53.
Yes, 53. What comes into your head when I say that? Probably a lot of things, a lot of assumptions. The weirdest thing about being over 50 is having to deal with younger people’s assumptions of what that means. This is as true in the gender non-normative crowd as it is elsewhere. The assumptions about age are all there in the trans* world.
Last night I sat through a college production of the musical Grease. I’m not really familiar with it, but I remember that I used to be around a big crowd of second wave Butch/Femmers who loved Grease. The movie with Olivia Newton John and John Travolta was released in 1978, when they were in high school, and so it was both nostalgic and romanticized for them. The film’s policed versions of gender informed their own takes on it.
That group was a few years younger than me.
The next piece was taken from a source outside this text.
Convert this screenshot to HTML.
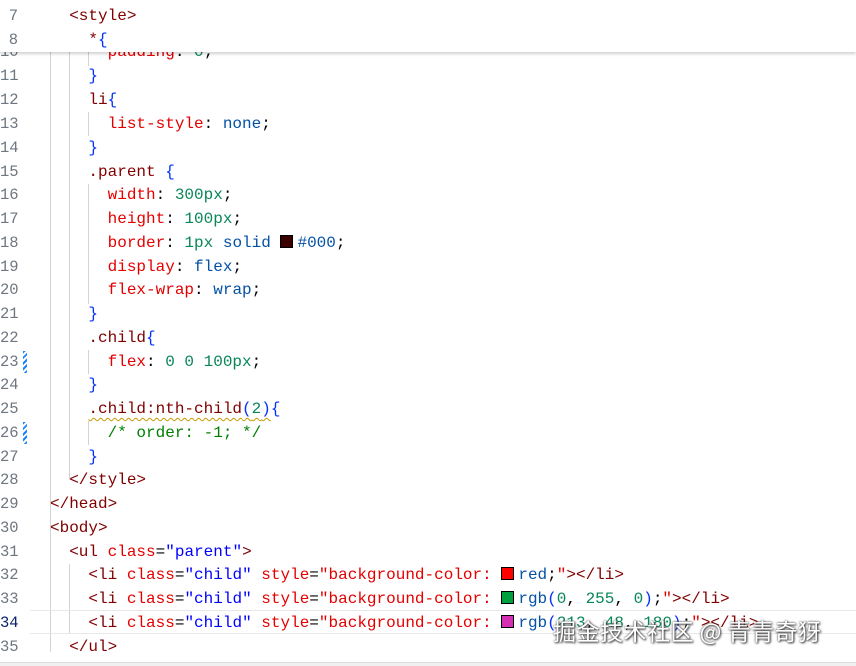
<!DOCTYPE html>
<html><head><meta charset="utf-8"><style>
html,body{margin:0;padding:0;background:#fff;width:856px;height:666px;overflow:hidden;position:relative}
.l{position:absolute;left:0;height:24px;line-height:24px;width:856px;font-family:"Liberation Mono",monospace;font-size:16px;white-space:pre;letter-spacing:0}
.n{position:absolute;left:0;width:18px;text-align:right;color:#6e7681;font-family:"Liberation Mono",monospace;font-size:15.5px}
.c{position:absolute;left:50px;color:#000}
.t{color:#800000}.a{color:#e50000}.s{color:#0000ff}.p{color:#e50000}.v{color:#0451a5}.num{color:#098658}.b{color:#0431fa}.cm{color:#008000}.sel{color:#800000}
.sw{display:inline-block;width:11px;height:11px;border:1px solid #000;vertical-align:-1px;margin-right:4px}
.g{position:absolute;width:1px;background:#d3d3d3}
.mod{position:absolute;left:23px;width:4px;height:22px;background:repeating-linear-gradient(135deg,#1a85ff 0 2px,#fff 2px 4px)}
.sq{text-decoration:underline wavy #c89a00;text-underline-offset:4px;text-decoration-thickness:1px}
</style></head><body>
<div class="g" style="left:50px;top:52px;height:600px"></div>
<div class="g" style="left:69px;top:52px;height:428px"></div>
<div class="g" style="left:88px;top:52px;height:14px"></div>
<div class="g" style="left:88px;top:112px;height:24px"></div>
<div class="g" style="left:88px;top:184px;height:120px"></div>
<div class="g" style="left:88px;top:350px;height:24px"></div>
<div class="g" style="left:88px;top:421px;height:24px"></div>
<div class="g" style="left:69px;top:564px;height:70px"></div>
<div style="position:absolute;left:30px;top:610px;width:826px;height:22px;border-top:1px solid #e8e8e8;border-bottom:1px solid #e8e8e8"></div>
<div class="mod" style="top:351px"></div>
<div class="mod" style="top:422px"></div>

<div class="l" style="top:40px"><span class="n">10</span><span class="c">      <span class="p">padding</span>: <span class="num">0</span>;</span></div>
<div class="l" style="top:64px"><span class="n">11</span><span class="c">    <span class="b">}</span></span></div>
<div class="l" style="top:88px"><span class="n">12</span><span class="c">    <span class="sel">li</span><span class="b">{</span></span></div>
<div class="l" style="top:112px"><span class="n">13</span><span class="c">      <span class="p">list-style</span>: <span class="v">none</span>;</span></div>
<div class="l" style="top:136px"><span class="n">14</span><span class="c">    <span class="b">}</span></span></div>
<div class="l" style="top:160px"><span class="n">15</span><span class="c">    <span class="sel">.parent</span> <span class="b">{</span></span></div>
<div class="l" style="top:183px"><span class="n">16</span><span class="c">      <span class="p">width</span>: <span class="num">300px</span>;</span></div>
<div class="l" style="top:207px"><span class="n">17</span><span class="c">      <span class="p">height</span>: <span class="num">100px</span>;</span></div>
<div class="l" style="top:231px"><span class="n">18</span><span class="c">      <span class="p">border</span>: <span class="num">1px</span> <span class="v">solid</span> <span class="sw" style="background:#3a0000"></span><span class="v">#000</span>;</span></div>
<div class="l" style="top:255px"><span class="n">19</span><span class="c">      <span class="p">display</span>: <span class="v">flex</span>;</span></div>
<div class="l" style="top:278px"><span class="n">20</span><span class="c">      <span class="p">flex-wrap</span>: <span class="v">wrap</span>;</span></div>
<div class="l" style="top:302px"><span class="n">21</span><span class="c">    <span class="b">}</span></span></div>
<div class="l" style="top:326px"><span class="n">22</span><span class="c">    <span class="sel">.child</span><span class="b">{</span></span></div>
<div class="l" style="top:350px"><span class="n">23</span><span class="c">      <span class="p">flex</span>: <span class="num">0 0 100px</span>;</span></div>
<div class="l" style="top:373px"><span class="n">24</span><span class="c">    <span class="b">}</span></span></div>
<div class="l" style="top:397px"><span class="n">25</span><span class="c">    <span class="sq"><span class="sel">.child:nth-child</span><span class="b">(</span><span class="num">2</span><span class="b">)</span></span><span class="b">{</span></span></div>
<div class="l" style="top:421px"><span class="n">26</span><span class="c">      <span class="cm">/* order: -1; */</span></span></div>
<div class="l" style="top:445px"><span class="n">27</span><span class="c">    <span class="b">}</span></span></div>
<div class="l" style="top:468px"><span class="n">28</span><span class="c"><span class="t">  &lt;/style&gt;</span></span></div>
<div class="l" style="top:492px"><span class="n">29</span><span class="c"><span class="t">&lt;/head&gt;</span></span></div>
<div class="l" style="top:516px"><span class="n">30</span><span class="c"><span class="t">&lt;body&gt;</span></span></div>
<div class="l" style="top:540px"><span class="n">31</span><span class="c">  <span class="t">&lt;ul</span> <span class="a">class</span>=<span class="s">"parent"</span><span class="t">&gt;</span></span></div>
<div class="l" style="top:563px"><span class="n">32</span><span class="c">    <span class="t">&lt;li</span> <span class="a">class</span>=<span class="s">"child"</span> <span class="a">style</span>=<span class="a">"background-color: </span><span class="sw" style="background:#ff0000"></span><span class="v">red</span>;<span class="a">"</span><span class="t">&gt;&lt;/li&gt;</span></span></div>
<div class="l" style="top:587px"><span class="n">33</span><span class="c">    <span class="t">&lt;li</span> <span class="a">class</span>=<span class="s">"child"</span> <span class="a">style</span>=<span class="a">"background-color: </span><span class="sw" style="background:#00a040"></span><span class="v">rgb</span><span class="b">(</span><span class="num">0</span>, <span class="num">255</span>, <span class="num">0</span><span class="b">)</span>;<span class="a">"</span><span class="t">&gt;&lt;/li&gt;</span></span></div>
<div class="l" style="top:611px"><span class="n" style="color:#0b216f">34</span><span class="c">    <span class="t">&lt;li</span> <span class="a">class</span>=<span class="s">"child"</span> <span class="a">style</span>=<span class="a">"background-color: </span><span class="sw" style="background:#d530b4"></span><span class="v">rgb</span><span class="b">(</span><span class="num">213</span>, <span class="num">48</span>, <span class="num">180</span><span class="b">)</span>;<span class="a">"</span><span class="t">&gt;&lt;/li&gt;</span></span></div>
<div class="l" style="top:635px"><span class="n">35</span><span class="c"><span class="t">  &lt;/ul&gt;</span></span></div>
<div class="l" style="top:658px"><span class="n">36</span><span class="c"><span class="t">&lt;/body&gt;</span></span></div>
<div style="position:absolute;left:0;top:662px;width:856px;height:4px;background:#f0f0f0;border-top:1px solid #ddd"></div>

<div style="position:absolute;left:0;top:0;width:856px;height:52px;background:#fff;box-shadow:0 2px 3px rgba(0,0,0,0.18)">
<div class="l" style="top:4px"><span class="n">7</span><span class="c"><span class="t">  &lt;style&gt;</span></span></div>
<div class="l" style="top:28px"><span class="n">8</span><span class="c">    <span class="sel">*</span><span class="b">{</span></span></div>
</div>

<div style="position:absolute;left:553px;top:614px;font-family:'Noto Sans CJK SC',sans-serif;font-size:23px;line-height:32px;color:#fff;text-shadow:0 0 2px #333,1px 1px 2px #333;white-space:nowrap;letter-spacing:0.5px">掘金技术社区 @ 青青奇犽</div>
</body></html>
In 1978 I was listening to the Sex Pistols, Tom Verlaine, Brian Eno and 801. Grease was of no interest to me. In 1981 I was bartending in a seedy punk bar in San Francisco’s Tenderloin district. At the time I thought I was a straight girl.
The “straight” crowd that I lived in was bent. I had more bandwidth around how I performed gender in that punk/ new wave scene than I had years later in the B/F scene of the queer 1990s.
Now, 2013, I’ve heard every possible assumption about what my background is. The funniest by far was when a young FTM guessed that I had been a lesbian feminist separatist. I have never been separatist in my life, a lesbian only for a bit.
I’m not saying that I am an “elder”. That word connotes wisdom, and I still make a lot of mistakes.
Making an assumption about what an older queer type has been through in earlier life is also a mistake, just as the same is true for younger queers. We had a lot of different lives. We are still having a lot of different lives.
Want to go to the movies? Anything but Grease.
Context: This piece is from a play that is currently in development.